Dave Creedon

Personal information
- Native name: Daithí Ó Críodáin (Irish)
- Born: 1 August 1919 Blackpool, Cork, Ireland
- Died: 11 March 2007 (aged 87) Douglas, Cork, Ireland
- Occupation: Cooper
- Height: 5 ft 10 in (178 cm)

Sport
- Sport: Hurling
- Position: Goalkeeper

Clubs
- Years: Club
- Glen Rovers St. Nicholas' Nemo Rangers

Club titles
- Football / Hurling
- Cork titles: 3 / 9

Inter-county*
- Years: County / Apps (scores)
- 1938-1955: Cork / 12 (0-00)

Inter-county titles
- Munster titles: 5
- All-Irelands: 4
- NHL: 1
- *Inter County team apps and scores correct as of 20:50, 6 April 2015.

= Dave Creedon =

Irish hurler and Gaelic footballer

David Creedon (1 August 1919 – 11 March 2007) was an Irish hurler and Gaelic footballer whose league and championship career with the Cork senior team spanned seventeen years from 1938 to 1955.
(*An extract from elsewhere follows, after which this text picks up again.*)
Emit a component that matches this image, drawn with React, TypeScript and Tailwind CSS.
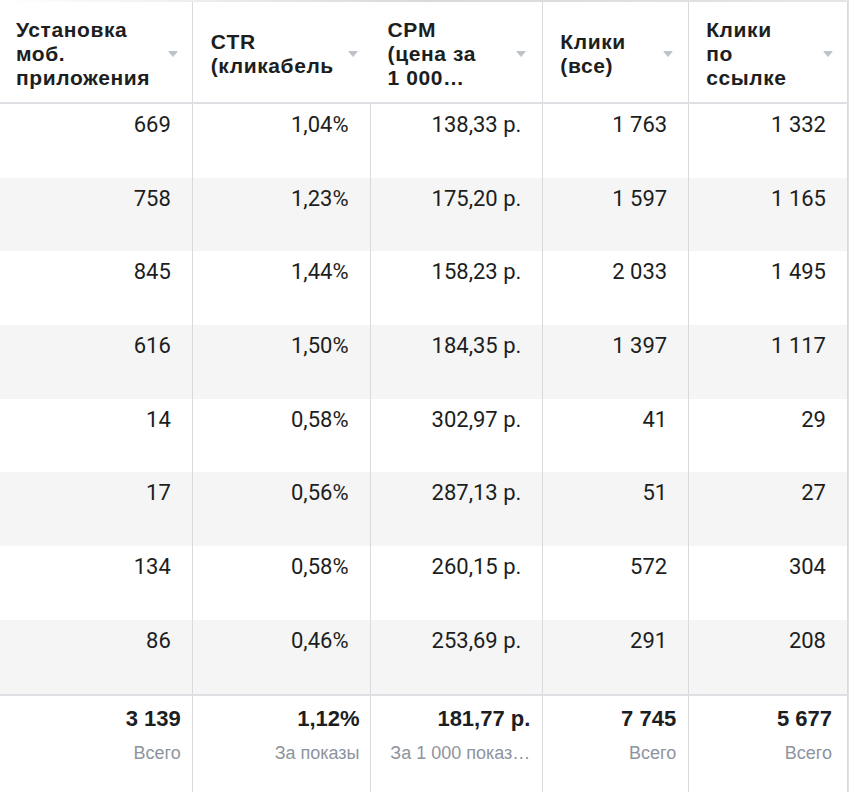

Born near Blackpool in Cork, Creedon first played competitive hurling during his schooling at the North Monastery. He subsequently joined the Glen Rovers senior team and, in a club career that spanned three decades, he won nine county senior championship medals, serving as captain of the team on one occasion. As a Gaelic footballer with the Glen's sister club, St. Nicholas', Creedon also won three county senior championship medals. He finished his club career with Nemo Rangers.

Creedon made his debut on the inter-county scene at the age of sixteen when he was picked on the Cork minor panel. After two unsuccessful years in this grade, he was later added to the Cork junior team. A two-time Munster medal winner in this grade, he also won one All-Ireland medal. Creedon was added to the Cork senior panel in 1938. Over the course of the next ten years he remained as understudy to Tom Mulcahy, however, he did win his first All-Ireland medal in 1946. After retiring from inter-county hurling in 1949, Creedon was coaxed back to the Cork team in 1952. He went on to win a further three All-Ireland medals in-a-row between 1952 and 1954. Creedon also won five Munster medals and one National Hurling League medal. He played his last game for Cork in June 1955.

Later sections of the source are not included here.